La Tunisie est sur le point de renoncer à une mesure ayant grandement contribué à la maîtrise de la propagation du coronavirus : la mise en quarantaine obligatoire des individus arrivant de l’étranger. Une décision qui pourrait être, selon toute vraisemblance, «suicidaire»…
Par Cherif Ben Younès
Dès demain, jeudi 18 juin 2020, les ressortissants tunisiens rapatriés de l’étranger (des centaines par jour) pourront se contenter d’une auto-quarantaine chez eux, pour peu qu’ils présentent, à leur arrivée sur le sol tunisien, une attestation datant de 3 jours – au plus – prouvant qu’ils ne sont pas contaminés par le coronavirus.
Etre dépendant de la conscience des gens est une très mauvaise idée
Toutefois, il est tout à fait possible qu’un individu contracte la maladie après avoir effectué son test de dépistage (à l’aéroport du pays dont il arrive par exemple), et qu’il ne présente pas de symptômes à son arrivée en Tunisie, la période d’incubation du SARS-CoV-2 étant, pour rappel, de 14 jours.

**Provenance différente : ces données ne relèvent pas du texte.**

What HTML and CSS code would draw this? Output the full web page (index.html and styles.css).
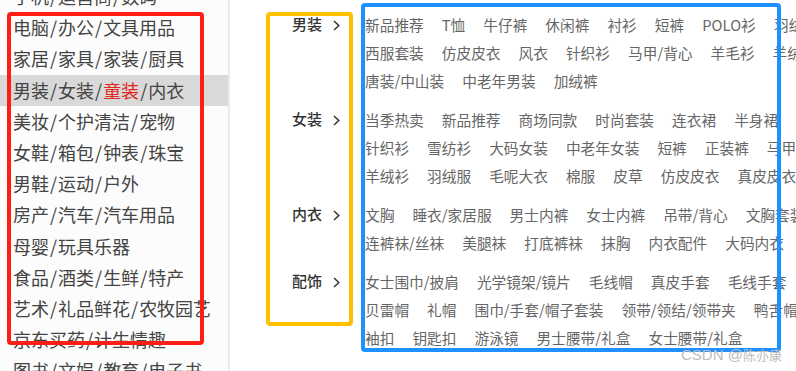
FILE: index.html
```html
<!DOCTYPE html>
<html lang="zh-CN">
<head>
<meta charset="utf-8">
<title>分类</title>
<link rel="stylesheet" href="styles.css">
</head>
<body>
<div class="page">
  <aside class="sidebar">
    <ul class="cats">
      <li><a>手机</a><span class="sep">/</span><a>运营商</a><span class="sep">/</span><a>数码</a></li>
      <li><a>电脑</a><span class="sep">/</span><a>办公</a><span class="sep">/</span><a>文具用品</a></li>
      <li><a>家居</a><span class="sep">/</span><a>家具</a><span class="sep">/</span><a>家装</a><span class="sep">/</span><a>厨具</a></li>
      <li class="active"><a>男装</a><span class="sep">/</span><a>女装</a><span class="sep">/</span><a class="hot">童装</a><span class="sep">/</span><a>内衣</a></li>
      <li><a>美妆</a><span class="sep">/</span><a>个护清洁</a><span class="sep">/</span><a>宠物</a></li>
      <li><a>女鞋</a><span class="sep">/</span><a>箱包</a><span class="sep">/</span><a>钟表</a><span class="sep">/</span><a>珠宝</a></li>
      <li><a>男鞋</a><span class="sep">/</span><a>运动</a><span class="sep">/</span><a>户外</a></li>
      <li><a>房产</a><span class="sep">/</span><a>汽车</a><span class="sep">/</span><a>汽车用品</a></li>
      <li><a>母婴</a><span class="sep">/</span><a>玩具乐器</a></li>
      <li><a>食品</a><span class="sep">/</span><a>酒类</a><span class="sep">/</span><a>生鲜</a><span class="sep">/</span><a>特产</a></li>
      <li><a>艺术</a><span class="sep">/</span><a>礼品鲜花</a><span class="sep">/</span><a>农牧园艺</a></li>
      <li><a>京东买药</a><span class="sep">/</span><a>计生情趣</a></li>
      <li><a>图书</a><span class="sep">/</span><a>文娱</a><span class="sep">/</span><a>教育</a><span class="sep">/</span><a>电子书</a></li>
    </ul>
  </aside>
  <section class="panel">
    <dl class="group">
      <dt>男装<svg class="chev" width="7" height="11" viewBox="0 0 7 11"><polyline points="1,1 5.8,5.5 1,10" fill="none" stroke="#333" stroke-width="1.5"/></svg></dt>
      <dd>
        <div class="row"><a>新品推荐</a><a>T恤</a><a>牛仔裤</a><a>休闲裤</a><a>衬衫</a><a>短裤</a><a>POLO衫</a><a>羽绒服</a></div>
        <div class="row"><a>西服套装</a><a>仿皮皮衣</a><a>风衣</a><a>针织衫</a><a>马甲/背心</a><a>羊毛衫</a><a>羊绒衫</a></div>
        <div class="row"><a>唐装/中山装</a><a>中老年男装</a><a>加绒裤</a></div>
      </dd>
    </dl>
    <dl class="group">
      <dt>女装<svg class="chev" width="7" height="11" viewBox="0 0 7 11"><polyline points="1,1 5.8,5.5 1,10" fill="none" stroke="#333" stroke-width="1.5"/></svg></dt>
      <dd>
        <div class="row"><a>当季热卖</a><a>新品推荐</a><a>商场同款</a><a>时尚套装</a><a>连衣裙</a><a>半身裙</a></div>
        <div class="row"><a>针织衫</a><a>雪纺衫</a><a>大码女装</a><a>中老年女装</a><a>短裤</a><a>正装裤</a><a>马甲</a></div>
        <div class="row"><a>羊绒衫</a><a>羽绒服</a><a>毛呢大衣</a><a>棉服</a><a>皮草</a><a>仿皮皮衣</a><a>真皮皮衣</a></div>
      </dd>
    </dl>
    <dl class="group">
      <dt>内衣<svg class="chev" width="7" height="11" viewBox="0 0 7 11"><polyline points="1,1 5.8,5.5 1,10" fill="none" stroke="#333" stroke-width="1.5"/></svg></dt>
      <dd>
        <div class="row"><a>文胸</a><a>睡衣/家居服</a><a>男士内裤</a><a>女士内裤</a><a>吊带/背心</a><a>文胸套装</a></div>
        <div class="row"><a>连裤袜/丝袜</a><a>美腿袜</a><a>打底裤袜</a><a>抹胸</a><a>内衣配件</a><a>大码内衣</a></div>
      </dd>
    </dl>
    <dl class="group">
      <dt>配饰<svg class="chev" width="7" height="11" viewBox="0 0 7 11"><polyline points="1,1 5.8,5.5 1,10" fill="none" stroke="#333" stroke-width="1.5"/></svg></dt>
      <dd>
        <div class="row"><a>女士围巾/披肩</a><a>光学镜架/镜片</a><a>毛线帽</a><a>真皮手套</a><a>毛线手套</a></div>
        <div class="row"><a>贝雷帽</a><a>礼帽</a><a>围巾/手套/帽子套装</a><a>领带/领结/领带夹</a><a>鸭舌帽</a></div>
        <div class="row"><a>袖扣</a><a>钥匙扣</a><a>游泳镜</a><a>男士腰带/礼盒</a><a>女士腰带/礼盒</a></div>
      </dd>
    </dl>
  </section>
</div>
<div class="box box-red"></div>
<div class="box box-yellow"></div>
<div class="box box-blue"></div>
<div class="watermark">CSDN @<span class="wm-name">陈亦康</span></div>
</body>
</html>
```

FILE: styles.css
```css
html, body {
  margin: 0;
  padding: 0;
}
body {
  width: 796px;
  height: 371px;
  overflow: hidden;
  position: relative;
  background: #fff;
  font-family: "Noto Sans CJK SC", "Microsoft YaHei", sans-serif;
}
.page {
  display: flex;
  height: 371px;
  overflow: hidden;
}
.sidebar {
  flex: none;
  width: 228px;
  background: #fcfcfc;
  border-right: 2px solid #ececec;
  overflow: hidden;
}
.cats {
  list-style: none;
  margin: -19px 0 0;
  padding: 0;
}
.cats li {
  height: 31.2px;
  line-height: 31.2px;
  padding-left: 13px;
  font-size: 18px;
  color: #444;
  white-space: nowrap;
}
.cats li.active {
  background: #d9d9d9;
}
.cats .sep {
  margin: 0 1px;
}
.cats .hot {
  color: #e1251b;
}
.panel {
  flex: 1;
  min-width: 0;
  padding-top: 11px;
  overflow: hidden;
}
.group {
  display: flex;
  margin: 0 0 11px;
}
.group dt {
  flex: none;
  width: 110px;
  text-align: right;
  font-size: 15px;
  font-weight: 500;
  line-height: 26px;
  color: #333;
}
.chev {
  margin-left: 11px;
  vertical-align: -1px;
}
.group dd {
  margin: 0 0 0 25px;
  font-size: 14.7px;
  line-height: 28px;
  color: #666;
  white-space: nowrap;
}
.row a {
  margin-right: 18px;
}
.box {
  position: absolute;
  box-sizing: border-box;
  border: 4px solid;
  border-radius: 4px;
}
.box-red {
  left: 7px;
  top: 12px;
  width: 197px;
  height: 333px;
  border-color: #ff1e14;
}
.box-yellow {
  left: 266px;
  top: 12px;
  width: 87px;
  height: 314px;
  border-color: #ffc000;
}
.box-blue {
  left: 361px;
  top: 3px;
  width: 420px;
  height: 349px;
  border-color: #1e90ff;
}
.watermark {
  position: absolute;
  left: 681px;
  top: 346px;
  font-family: "Liberation Sans", "Noto Sans CJK SC", sans-serif;
  font-size: 15px;
  line-height: 18px;
  color: #bdbdbd;
  white-space: nowrap;
}
.wm-name {
  font-family: "Noto Sans CJK SC", sans-serif;
  font-size: 13px;
}
```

Cette possibilité sera même très probable et concernera plusieurs personnes retournant de l’étranger, étant donné la criticité de la situation épidémique dans de nombreux pays du monde. Résultat : notre pays dépendra exclusivement de la conscience de ces futurs éventuels porteurs du virus, qui ne se douteront même pas de leur contamination.
Autant dire que la deuxième vague de la Covid-19 est imminente et qu’elle sera inévitable en Tunisie, car les expériences antérieures ont indéniablement montré que compter sur le sens de la responsabilité des gens est, tout bonnement, une idée insensée.
D’autant plus qu’à partir du 27 juin, ce ne sont plus des centaines, mais des milliers de personnes qui reviendront de l’étranger, quotidiennement, avec la réouverture des frontières.
Face à ce danger imminent, des citoyens ont lancé plusieurs appels, notamment via les réseaux sociaux, pour demander au gouvernement de renoncer à sa décision de lever la mise en quarantaine obligatoire pour les personnes revenant de l’étranger.
Adapter le flux des arrivants aux capacités du pays à les mettre en quarantaine obligatoire
Des spécialistes sont également du même avis, à l’instar de Sami Rekik, directeur régional de la santé à Sousse, qui a ouvertement invité le gouvernement, aujourd’hui, dans une déclaration sur les ondes de Shems FM, à réviser sa décision, ou encore de Samir Abdelmoumen, médecin urgentiste et membre de la Commission nationale de lutte contre le coronavirus, qui a mis en garde, sur facebook, contre «un drame» dû à la nouvelle mesure gouvernementale.
Ce ne sera certes pas facile, ne serait-ce que d’un point de vue logistique, de soumettre, continuellement, des milliers voire des dizaines de milliers de personnes à la quarantaine obligatoire, d’autant que les frais d’hébergement dans les hôtels seront à la charge de l’Etat, dont les finances sont très exsangues, mais a-t-on vraiment le choix ?
La prise de risque du gouvernement semble mal pensée et excessivement démesurée, d’où la nécessité d’envisager d’autres solutions que la levée de la quarantaine obligatoire, comme l’adaptation du flux des nouveaux arrivants (via les différentes voies) à la capacité du pays à gérer leur isolement, tout en faisant évoluer, avec le temps, ces deux paramètres (la capacité d’accueil et celle de la mise en quarantaine).
Les pertes financières causées par ces contraintes seraient incomparables avec celles que le pays aurait à assumer si la maladie venait à s’y propager encore une fois. On est d’ailleurs bien placés pour le savoir puisqu’on sort, tout juste, de 3 mois de confinement sanitaire général qui a presque mis l’économie du pays à l’arrêt.